Circularity then entails ‘pastoral conversion’, as Czerny himself says, and thus the primacy of praxis, of activity over passivity, of ‘activa participatio’ over contemplation and mystery, something no social document has ever said. I found this sentence of our Cardinal rather disturbing: “Overcoming a model of the Church solely centred on sacramental action requires an effort to promote pastoral action that takes up the challenges posed by history”. But at this point, all history becomes a ‘sacrament’ and the direct action of grace is reduced – to the point of denying it? – even for history.

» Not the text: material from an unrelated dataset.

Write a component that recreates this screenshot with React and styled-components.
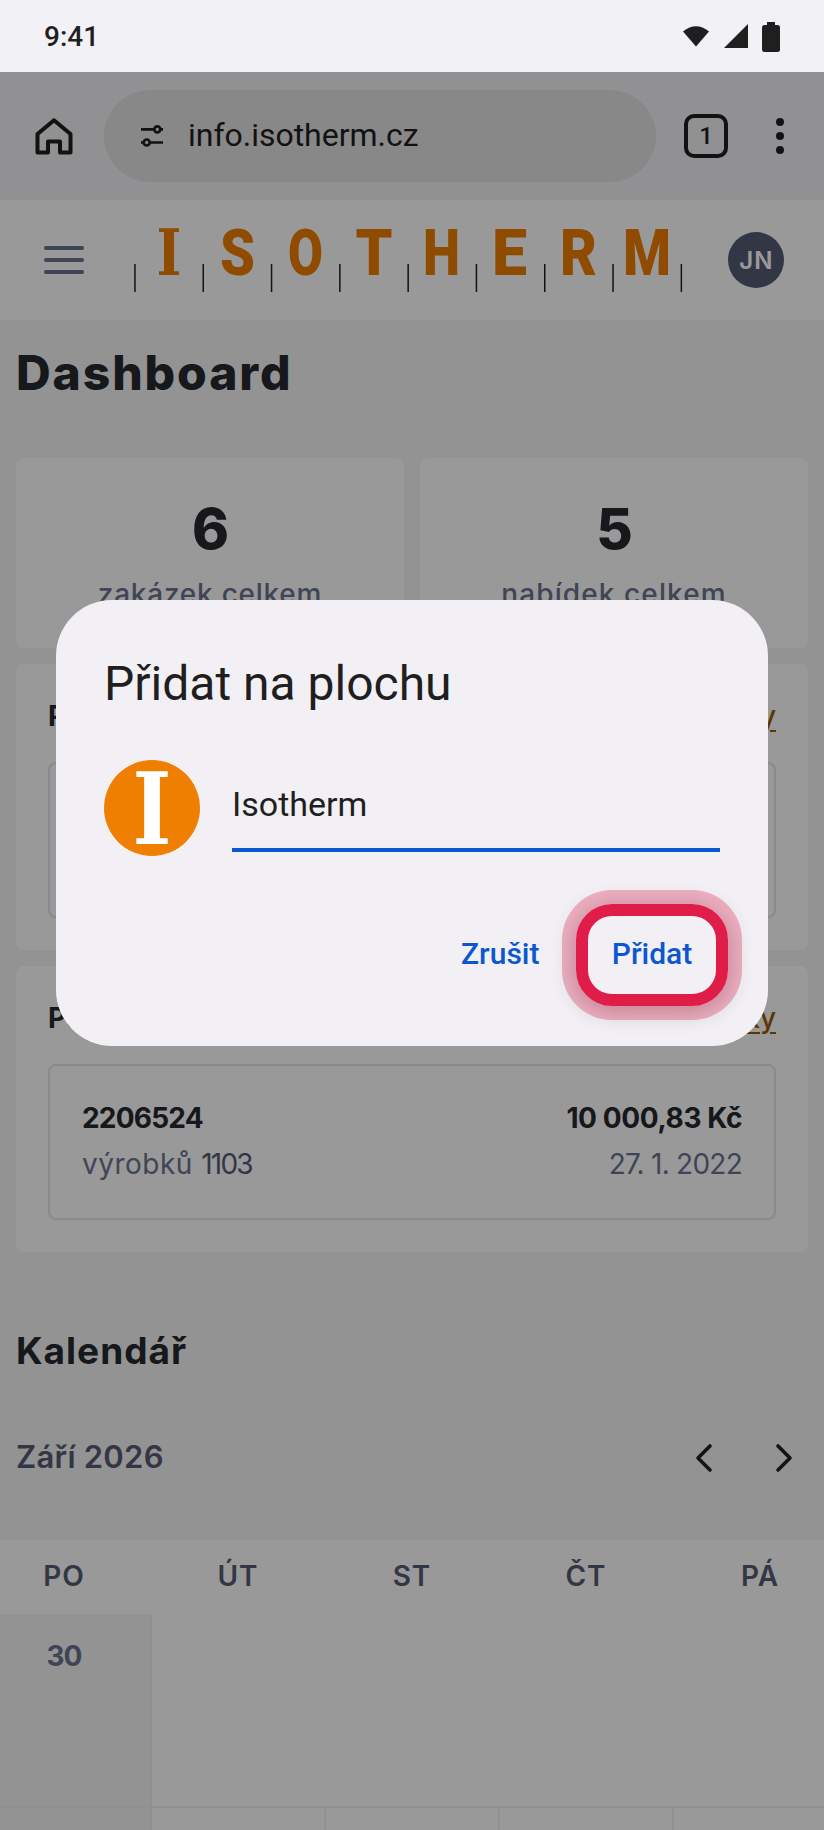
import React from "react";
import styled, { createGlobalStyle } from "styled-components";

const roboto = `Roboto, "Liberation Sans", sans-serif`;
const brand = `Inter, "Open Sans", sans-serif`;

const Global = createGlobalStyle`
  * { box-sizing: border-box; }
  body { margin: 0; background: #f5f5f5; font-family: ${brand}; color: #25282d; }
  h1, h2, h3, p { margin: 0; }
  button, input { font: inherit; border: 0; background: none; padding: 0; margin: 0; }
`;

const Phone = styled.div`
  width: 824px;
  height: 1830px;
  overflow: hidden;
  display: flex;
  flex-direction: column;
  position: relative;
`;

const StatusBar = styled.header`
  height: 72px;
  flex: none;
  padding: 0 44px 0 44px;
  display: flex;
  align-items: center;
  justify-content: space-between;
  background: #f2f1f6;
  color: #1f1f1f;
  font: 500 28px ${roboto};
`;

const StatusIcons = styled.svg`
  display: block;
`;

const Screen = styled.div`
  flex: 1;
  min-height: 0;
  overflow: hidden;
  background: #f5f5f5;
`;

const BrowserBar = styled.div`
  height: 128px;
  background: #f2f2f5;
  display: flex;
  align-items: center;
  padding: 0 32px 0 33px;
  color: #1f1f1f;
`;

const AddressPill = styled.div`
  width: 552px;
  height: 92px;
  margin: 0 28px 0 29px;
  padding-left: 36px;
  border-radius: 46px;
  background: #e3e3e5;
  display: flex;
  align-items: center;
  gap: 23px;
  font: 400 32px ${roboto};
  letter-spacing: -0.02px;
`;

const Url = styled.span`
  padding-bottom: 2px;
`;

const TabCount = styled.div`
  width: 44px;
  height: 44px;
  border: 4px solid #1f1f1f;
  border-radius: 10px;
  display: grid;
  place-items: center;
  font: 500 24px ${roboto};
`;

const MoreDots = styled.div`
  margin-left: 48px;
  display: grid;
  gap: 6px;
  i { width: 8px; height: 8px; border-radius: 50%; background: #1f1f1f; }
`;

const AppHeader = styled.div`
  height: 120px;
  background: #fff;
  display: flex;
  align-items: center;
  justify-content: space-between;
  padding: 0 40px 0 44px;
`;

const Burger = styled.div`
  width: 40px;
  display: grid;
  gap: 8px;
  i { height: 4px; border-radius: 2px; background: #6b7390; }
`;

const Logo = styled.svg`
  display: block;
  width: 550px;
  height: 120px;
  margin-left: 6px;
`;

const Avatar = styled.div`
  width: 56px;
  height: 56px;
  border-radius: 50%;
  background: #555c73;
  color: #fff;
  display: grid;
  place-items: center;
  font-weight: 600;
  font-size: 24px;
  letter-spacing: 1.2px;
  padding-left: 1px;
`;

const Main = styled.main`
  padding: 16px 16px 0;
`;

const PageTitle = styled.h1`
  height: 122px;
  line-height: 73px;
  font-size: 48px;
  font-weight: 800;
  letter-spacing: 1.9px;
`;

const Stats = styled.div`
  display: grid;
  grid-template-columns: 1fr 1fr;
  gap: 16px;
`;

const Card = styled.section`
  background: #fff;
  border-radius: 8px;
`;

const StatCard = styled(Card)`
  height: 190px;
  padding-top: 36px;
  text-align: center;
`;

const StatValue = styled.div`
  font-size: 56px;
  line-height: 71px;
  font-weight: 800;
  letter-spacing: -1px;
`;

const StatLabel = styled.div`
  margin-top: 8px;
  font-size: 28px;
  line-height: 42px;
  font-weight: 500;
  letter-spacing: ${(p) => p.$tracking};
  color: #6b7390;
`;

const OrdersCard = styled(Card)`
  margin-top: 16px;
  height: 286px;
  padding: 31px 32px 32px;
`;

const CardHead = styled.div`
  display: flex;
  justify-content: space-between;
  height: 67px;
  line-height: 42px;
  font-size: 28px;
`;

const CardTitle = styled.h3`
  font-size: 28px;
  font-weight: 700;
`;

const CardLink = styled.a`
  color: #9c5a08;
  font-weight: 500;
  text-decoration: underline;
  text-underline-offset: 4px;
  text-decoration-thickness: 2px;
`;

const Order = styled.div`
  height: 156px;
  border: 2px solid #e3e5e6;
  border-radius: 8px;
  padding: 29px 32px 0;
`;

const OrderLine = styled.div`
  display: flex;
  justify-content: space-between;
  height: 46px;
  line-height: 46px;
  font-size: 28px;
  font-weight: ${(p) => (p.$strong ? 700 : 400)};
  color: ${(p) => (p.$strong ? "#25282d" : "#6b7390")};
`;

const Tracked = styled.span`
  letter-spacing: ${(p) => p.$by};
  white-space: pre;
`;

const Quantity = styled.span`
  color: #555c73;
  letter-spacing: -1.8px;
`;

const SectionTitle = styled.h2`
  margin-top: 69px;
  height: 61px;
  line-height: 60px;
  font-size: 37px;
  font-weight: 700;
  letter-spacing: 1px;
`;

const MonthBar = styled.div`
  margin-top: 46px;
  height: 112px;
  padding: 0 15px 0 0;
  display: flex;
  justify-content: space-between;
  align-items: flex-start;
  line-height: 58px;
  font-size: 31px;
  font-weight: 600;
  color: #555c73;
`;

const Arrows = styled.div`
  display: flex;
  gap: 62px;
  padding-top: 15px;
`;

const Calendar = styled.div`
  margin-left: -22px;
  width: 870px;
  display: grid;
  grid-template-columns: repeat(5, 174px);
  background: #fff;
  font-size: 28px;
  text-align: center;
`;

const DayName = styled.div`
  height: 74px;
  line-height: 72px;
  padding-right: 2px;
  font-weight: 600;
  color: #555c73;
  letter-spacing: 0.9px;
`;

const DayCell = styled.div`
  height: 194px;
  padding-top: 21px;
  line-height: 42px;
  font-weight: 700;
  letter-spacing: -0.9px;
  color: #6b7390;
  background: ${(p) => (p.$muted ? "#f5f5f5" : "#fff")};
  border-bottom: 2px solid #f0f0f0;
  border-right: 2px solid ${(p) => (p.$lined ? "#f0f0f0" : "transparent")};
`;

const Scrim = styled.div`
  position: absolute;
  inset: 72px 0 0;
  background: rgba(0, 0, 0, 0.4);
`;

const Dialog = styled.div`
  position: absolute;
  left: 56px;
  top: 600px;
  width: 712px;
  height: 446px;
  border-radius: 56px;
  background: #f2f0f5;
  color: #1f1f1f;
  padding: 48px;
  font-family: ${roboto};
`;

const DialogTitle = styled.h2`
  font-size: 48px;
  line-height: 72px;
  font-weight: 400;
`;

const NameRow = styled.div`
  margin-top: 40px;
  display: flex;
  gap: 32px;
`;

const AppIcon = styled.svg`
  width: 96px;
  height: 96px;
  flex: none;
`;

const NameInput = styled.input`
  flex: 1;
  min-width: 0;
  height: 92px;
  border-bottom: 4px solid #0b57d0;
  color: #1f1f1f;
  font-size: 34px;
  padding-bottom: 1px;
  border-radius: 0;
  outline: 0;
`;

const Actions = styled.div`
  margin-top: 48px;
  margin-right: -8px;
  display: flex;
  justify-content: flex-end;
  gap: 36.5px;
`;

const TextButton = styled.button`
  height: 102px;
  padding-bottom: 4px;
  color: #0b57d0;
  font-size: 30px;
  font-weight: 500;
`;

const RingedButton = styled(TextButton)`
  width: 152px;
  border: 12px solid #e01c48;
  border-radius: 36px;
  box-shadow: 0 0 0 14px rgba(224, 28, 72, 0.3), 0 4px 24px rgba(0, 0, 0, 0.3);
`;

const LETTERS = [
  ["S", 87, 32],
  ["O", 155, 32],
  ["T", 222.5, 34],
  ["H", 290, 34],
  ["E", 359, 32],
  ["R", 427, 34],
  ["M", 490, 45],
];

const Chevron = ({ flip }) => (
  <svg width="18" height="30" viewBox="0 0 18 30" fill="none" stroke="#1f2023" strokeWidth="3.6" strokeLinecap="round" strokeLinejoin="round">
    <path d={flip ? "M3 3l12 12L3 27" : "M15 3L3 15l12 12"} />
  </svg>
);

const OrderCard = ({ title, link }) => (
  <OrdersCard>
    <CardHead>
      <CardTitle>{title}</CardTitle>
      <CardLink>{link}</CardLink>
    </CardHead>
    <Order>
      <OrderLine $strong>
        <Tracked $by="-0.8px">2206524</Tracked>
        <Tracked $by="-0.4px">10 000,83 Kč</Tracked>
      </OrderLine>
      <OrderLine>
        <Tracked $by="0.5px">výrobků <Quantity>1103</Quantity></Tracked>
        <Tracked $by="-0.75px">27. 1. 2022</Tracked>
      </OrderLine>
    </Order>
  </OrdersCard>
);

export default function App() {
  return (
    <Phone>
      <Global />
      <StatusBar>
        <span>9:41</span>
        <StatusIcons width="98" height="32" viewBox="682 20 98 32" fill="#1f1f1f">
          <path d="M683 31.5Q696 21 709 31.5L696 46.5z" />
          <path d="M724 48L748 24V48z" />
          <path d="M767 22h8v3h2.500a2.500 2.500 0 0 1 2.500 2.500v22a2.500 2.500 0 0 1-2.500 2.500h-13a2.500 2.500 0 0 1-2.500-2.500v-22a2.500 2.500 0 0 1 2.500-2.500h2.500z" />
        </StatusIcons>
      </StatusBar>
      <Screen>
        <BrowserBar>
          <svg width="42" height="42" viewBox="33 115 42 42" fill="none" stroke="#1f1f1f" strokeWidth="4" strokeLinejoin="round">
            <path d="M37.500 152.500V134L54 120.200L70.500 134V152.500H60V141.500H48V152.500z" />
          </svg>
          <AddressPill>
            <svg width="25" height="24" viewBox="140 124 25 24" fill="none" stroke="#1f1f1f" strokeWidth="2.700">
              <path d="M141 129.300h13M160 129.300h3M163 142.500h-13M145 142.500h-4" />
              <circle cx="157.300" cy="129.300" r="3" />
              <circle cx="146.700" cy="142.500" r="3" />
            </svg>
            <Url>info.isotherm.cz</Url>
          </AddressPill>
          <TabCount>1</TabCount>
          <MoreDots><i /><i /><i /></MoreDots>
        </BrowserBar>
        <AppHeader>
          <Burger><i /><i /><i /></Burger>
          <Logo viewBox="134 200 550 120">
            {Array.from({ length: 9 }, (_, i) => (
              <rect key={i} x={134.200 + i * 68.300} y="264" width="1.500" height="28" fill="#202020" />
            ))}
            <g fill="#ef7f00" fontWeight="700">
              <text x="156.500" y="275" fontFamily="DejaVu Serif" fontSize="63.500" textLength="25" lengthAdjust="spacingAndGlyphs">I</text>
              {LETTERS.map(([ch, x, w]) => (
                <text key={ch} x={x + 133} y="275" fontFamily="Roboto" fontWeight="900" fontSize="65" textLength={w + 3} lengthAdjust="spacingAndGlyphs">{ch}</text>
              ))}
            </g>
          </Logo>
          <Avatar>JN</Avatar>
        </AppHeader>
        <Main>
          <PageTitle>Dashboard</PageTitle>
          <Stats>
            <StatCard>
              <StatValue>6</StatValue>
              <StatLabel $tracking="0.75px">zakázek celkem</StatLabel>
            </StatCard>
            <StatCard>
              <StatValue>5</StatValue>
              <StatLabel $tracking="1.1px">nabídek celkem</StatLabel>
            </StatCard>
          </Stats>
          <OrderCard title="Poslední zakázky" link="Všechny zakázky" />
          <OrderCard title="Poslední nabídky" link="Všechny nabídky" />
          <SectionTitle>Kalendář</SectionTitle>
          <MonthBar>
            <Tracked $by="0.25px">Září 2026</Tracked>
            <Arrows><Chevron /><Chevron flip /></Arrows>
          </MonthBar>
        </Main>
        <Calendar>
          {["PO", "ÚT", "ST", "ČT", "PÁ"].map((d) => <DayName key={d}>{d}</DayName>)}
          <DayCell $muted $lined>30</DayCell>
          <DayCell /><DayCell /><DayCell /><DayCell />
          <DayCell $muted $lined />
          <DayCell $lined /><DayCell $lined /><DayCell $lined /><DayCell />
        </Calendar>
      </Screen>
      <Scrim />
      <Dialog>
        <DialogTitle>Přidat na plochu</DialogTitle>
        <NameRow>
          <AppIcon viewBox="0 0 96 96">
            <circle cx="48" cy="48" r="48" fill="#ef7f00" />
            <text x="28.500" y="84" fill="#fff" fontFamily="DejaVu Serif" fontWeight="700" fontSize="98.700" textLength="39" lengthAdjust="spacingAndGlyphs">I</text>
          </AppIcon>
          <NameInput defaultValue="Isotherm" />
        </NameRow>
        <Actions>
          <TextButton>Zrušit</TextButton>
          <RingedButton>Přidat</RingedButton>
        </Actions>
      </Dialog>
    </Phone>
  );
}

Czerny re-proposes the idea that the Social Doctrine of the Church belongs to the mission of the Church and is not a marginal but an essential element, but changes the meaning of what is intended by “mission”. It should no longer be understood as “the sphere of practical applications that follows a body of dogmatic truths, but of an action that is located at the very heart of the evangelical proclamation”; with which it remains to be explained how one can “proclaim” if not by announcing dogmatic truths that, if they are not to be reductively “applied”, must however be lived in their original capacity to say what history and situations cannot say. So much for circularity.